Look through the data for the string "index". Copy every line where it is found.

PROVIDED ENTRIES:

◆ ◆ ◆ ◆ ◆

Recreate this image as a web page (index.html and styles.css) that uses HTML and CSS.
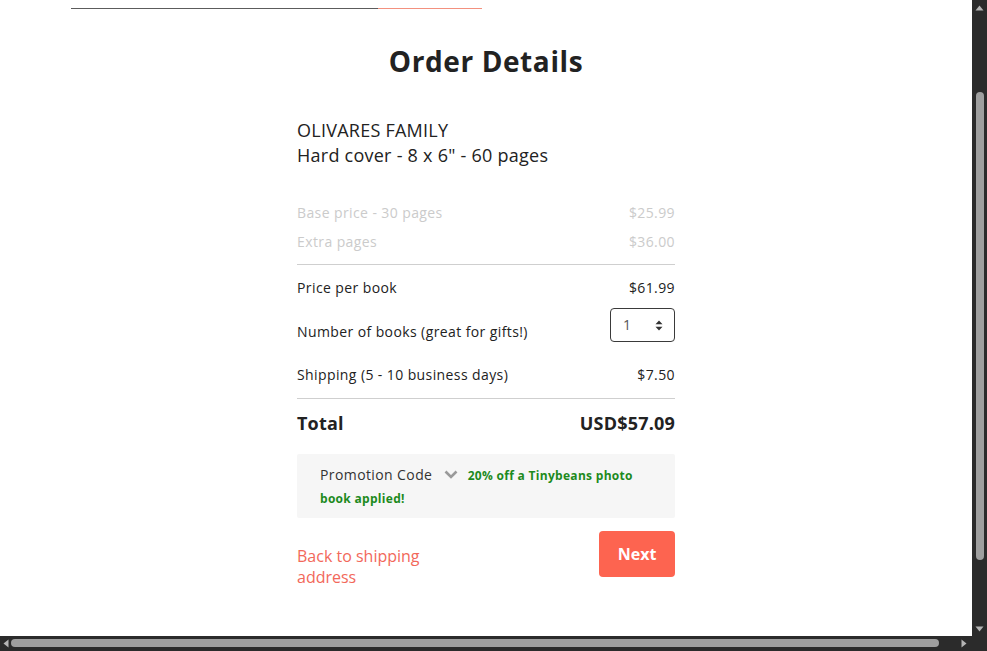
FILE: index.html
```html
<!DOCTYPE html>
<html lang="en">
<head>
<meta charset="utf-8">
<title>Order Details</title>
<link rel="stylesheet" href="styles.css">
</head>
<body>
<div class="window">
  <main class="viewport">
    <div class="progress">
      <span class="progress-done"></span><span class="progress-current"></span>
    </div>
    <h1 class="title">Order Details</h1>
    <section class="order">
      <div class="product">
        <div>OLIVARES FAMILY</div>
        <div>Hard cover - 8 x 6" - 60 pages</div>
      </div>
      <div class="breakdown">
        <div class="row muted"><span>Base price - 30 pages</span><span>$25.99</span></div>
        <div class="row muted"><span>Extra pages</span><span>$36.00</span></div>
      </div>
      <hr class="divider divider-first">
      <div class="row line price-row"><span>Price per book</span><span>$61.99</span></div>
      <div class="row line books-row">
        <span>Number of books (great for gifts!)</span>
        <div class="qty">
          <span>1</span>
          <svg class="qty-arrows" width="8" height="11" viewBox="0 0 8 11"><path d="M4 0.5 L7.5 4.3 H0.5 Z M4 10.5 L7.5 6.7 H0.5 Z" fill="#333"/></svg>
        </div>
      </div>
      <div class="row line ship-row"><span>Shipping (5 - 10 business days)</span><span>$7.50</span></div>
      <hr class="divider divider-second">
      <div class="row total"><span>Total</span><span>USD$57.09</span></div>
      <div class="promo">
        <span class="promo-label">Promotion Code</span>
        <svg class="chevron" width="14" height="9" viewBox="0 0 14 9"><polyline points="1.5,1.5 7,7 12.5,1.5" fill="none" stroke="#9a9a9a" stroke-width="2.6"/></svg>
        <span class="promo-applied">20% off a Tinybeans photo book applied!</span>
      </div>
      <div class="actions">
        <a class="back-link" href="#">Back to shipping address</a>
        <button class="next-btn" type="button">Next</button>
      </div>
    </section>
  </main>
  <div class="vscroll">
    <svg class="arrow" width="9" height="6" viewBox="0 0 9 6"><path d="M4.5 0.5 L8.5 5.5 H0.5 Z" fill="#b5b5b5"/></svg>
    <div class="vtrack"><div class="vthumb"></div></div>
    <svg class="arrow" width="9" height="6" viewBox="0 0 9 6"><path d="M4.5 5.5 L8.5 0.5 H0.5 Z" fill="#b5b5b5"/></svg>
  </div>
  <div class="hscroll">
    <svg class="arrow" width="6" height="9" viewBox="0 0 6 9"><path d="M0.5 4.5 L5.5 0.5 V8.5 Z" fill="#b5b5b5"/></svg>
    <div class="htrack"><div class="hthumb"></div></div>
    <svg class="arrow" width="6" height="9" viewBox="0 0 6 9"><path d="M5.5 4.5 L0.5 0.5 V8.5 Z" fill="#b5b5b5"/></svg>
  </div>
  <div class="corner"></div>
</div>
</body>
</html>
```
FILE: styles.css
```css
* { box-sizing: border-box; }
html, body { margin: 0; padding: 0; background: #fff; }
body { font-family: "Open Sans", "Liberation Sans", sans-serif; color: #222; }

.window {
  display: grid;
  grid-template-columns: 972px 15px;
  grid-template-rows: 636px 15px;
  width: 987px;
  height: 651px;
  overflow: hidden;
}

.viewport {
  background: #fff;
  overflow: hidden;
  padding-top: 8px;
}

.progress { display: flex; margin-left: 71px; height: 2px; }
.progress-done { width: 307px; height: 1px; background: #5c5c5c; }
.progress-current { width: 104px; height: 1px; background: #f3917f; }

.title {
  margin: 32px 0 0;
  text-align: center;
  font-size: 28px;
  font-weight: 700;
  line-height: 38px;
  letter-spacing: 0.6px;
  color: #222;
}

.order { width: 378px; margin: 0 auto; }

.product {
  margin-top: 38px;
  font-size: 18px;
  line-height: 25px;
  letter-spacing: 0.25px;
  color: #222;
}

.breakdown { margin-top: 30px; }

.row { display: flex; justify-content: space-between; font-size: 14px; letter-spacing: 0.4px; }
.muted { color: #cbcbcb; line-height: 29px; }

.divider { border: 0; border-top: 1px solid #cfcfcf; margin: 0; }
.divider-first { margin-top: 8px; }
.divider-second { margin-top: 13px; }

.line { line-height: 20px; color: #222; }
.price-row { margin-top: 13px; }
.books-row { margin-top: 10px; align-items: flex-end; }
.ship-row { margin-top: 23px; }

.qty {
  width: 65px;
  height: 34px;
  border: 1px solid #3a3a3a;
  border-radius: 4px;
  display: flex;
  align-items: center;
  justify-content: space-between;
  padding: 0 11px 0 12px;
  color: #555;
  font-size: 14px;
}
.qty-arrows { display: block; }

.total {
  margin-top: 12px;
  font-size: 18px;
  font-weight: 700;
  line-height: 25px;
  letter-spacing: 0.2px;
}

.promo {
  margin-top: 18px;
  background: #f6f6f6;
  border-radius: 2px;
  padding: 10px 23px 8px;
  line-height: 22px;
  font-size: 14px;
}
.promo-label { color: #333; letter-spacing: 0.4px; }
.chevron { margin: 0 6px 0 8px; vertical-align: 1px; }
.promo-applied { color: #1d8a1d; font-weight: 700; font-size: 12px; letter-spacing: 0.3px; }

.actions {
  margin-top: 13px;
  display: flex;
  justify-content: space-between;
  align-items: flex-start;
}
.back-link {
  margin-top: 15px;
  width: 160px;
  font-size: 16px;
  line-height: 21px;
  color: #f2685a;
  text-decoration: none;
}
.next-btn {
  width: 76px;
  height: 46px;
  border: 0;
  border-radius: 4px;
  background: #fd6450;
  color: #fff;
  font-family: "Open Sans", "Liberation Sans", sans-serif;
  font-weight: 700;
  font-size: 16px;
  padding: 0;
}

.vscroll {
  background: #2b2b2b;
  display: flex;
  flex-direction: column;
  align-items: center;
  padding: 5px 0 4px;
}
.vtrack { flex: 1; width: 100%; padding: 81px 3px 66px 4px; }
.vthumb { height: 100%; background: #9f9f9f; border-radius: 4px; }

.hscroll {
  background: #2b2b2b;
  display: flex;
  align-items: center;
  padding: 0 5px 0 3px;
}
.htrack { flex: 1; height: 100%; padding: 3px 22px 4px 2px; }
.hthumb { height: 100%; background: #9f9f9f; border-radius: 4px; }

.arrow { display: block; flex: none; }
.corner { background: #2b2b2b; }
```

◆ ◆ ◆ ◆ ◆

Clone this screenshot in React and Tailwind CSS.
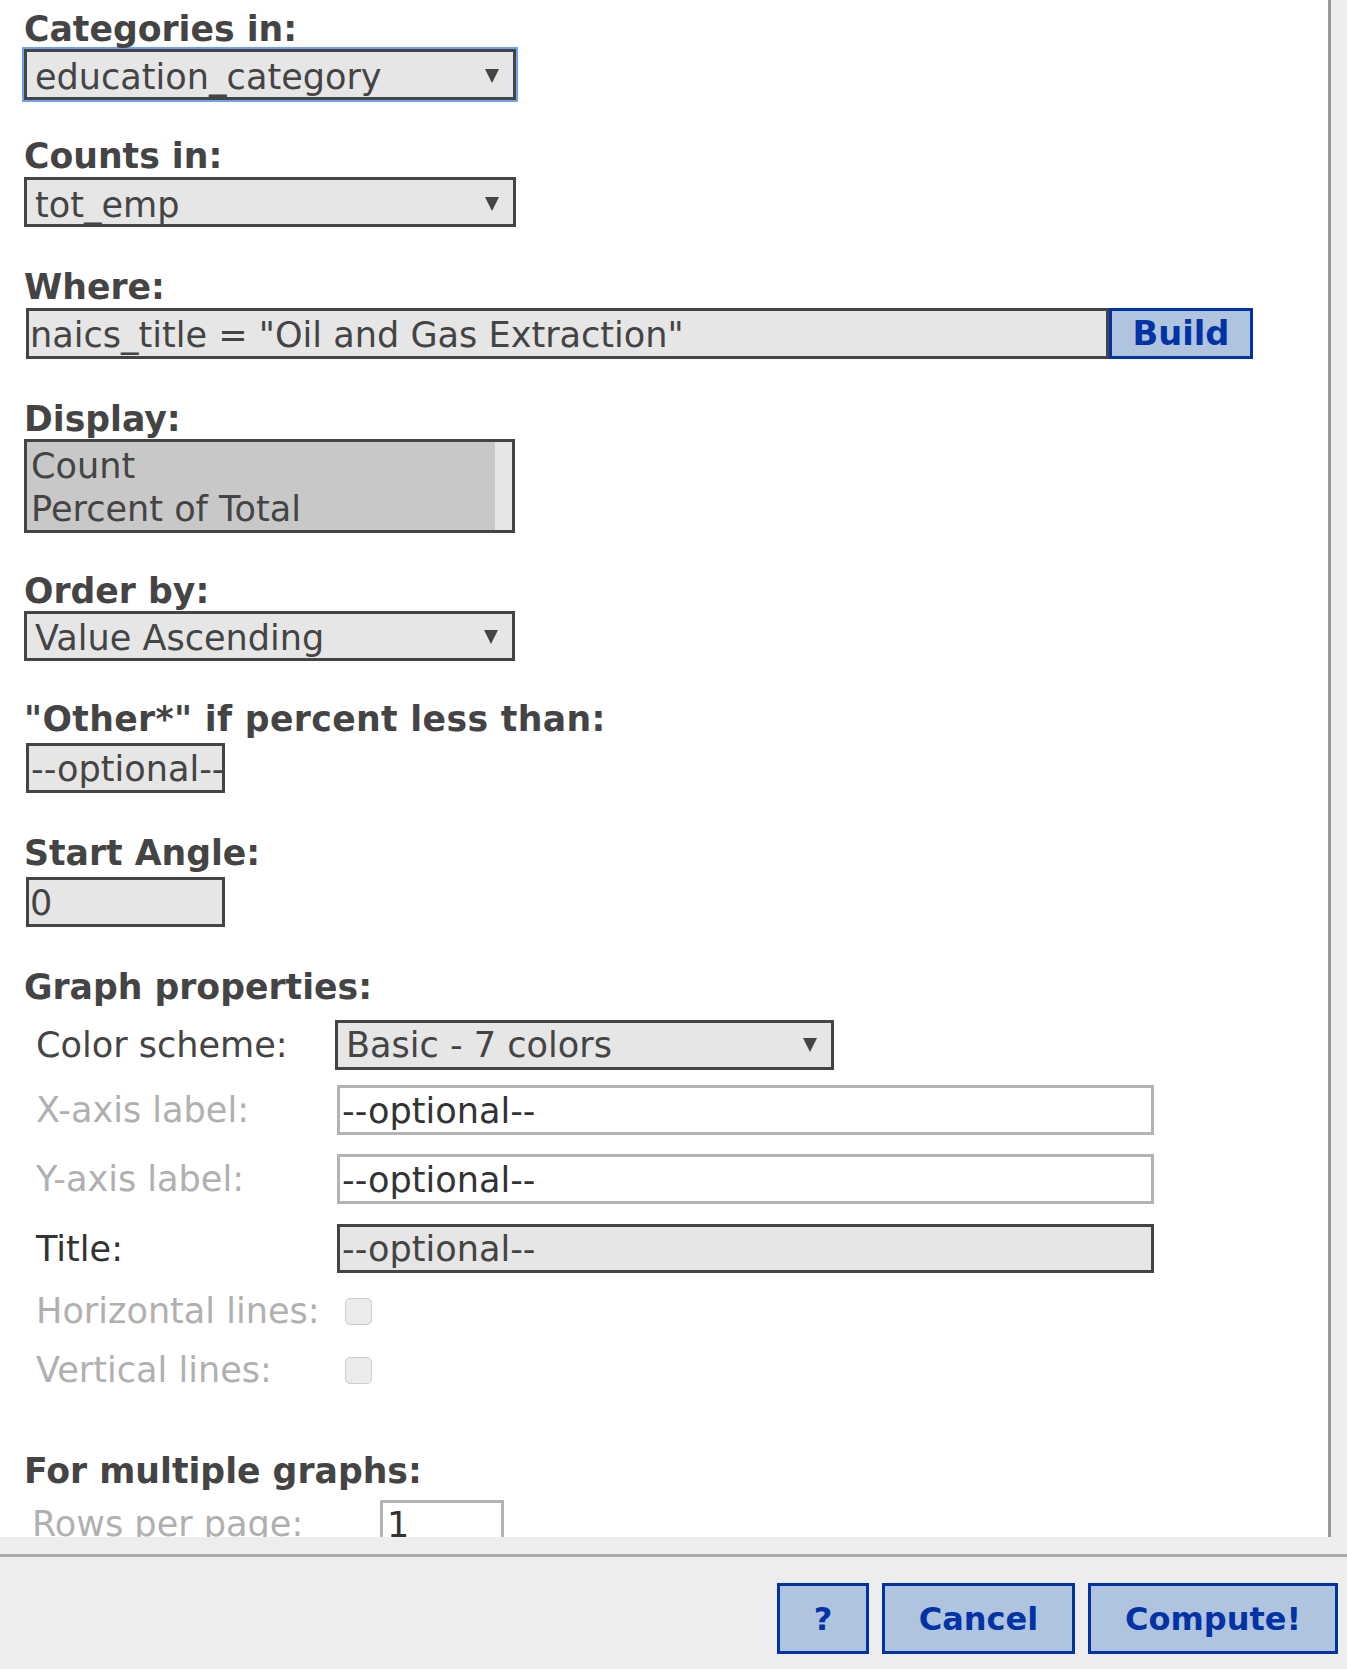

◆ ◆ ◆ ◆ ◆

FINAL ANSWER:
Recreate this image as a web page (index.html and styles.css) that uses HTML and CSS.
FILE: index.html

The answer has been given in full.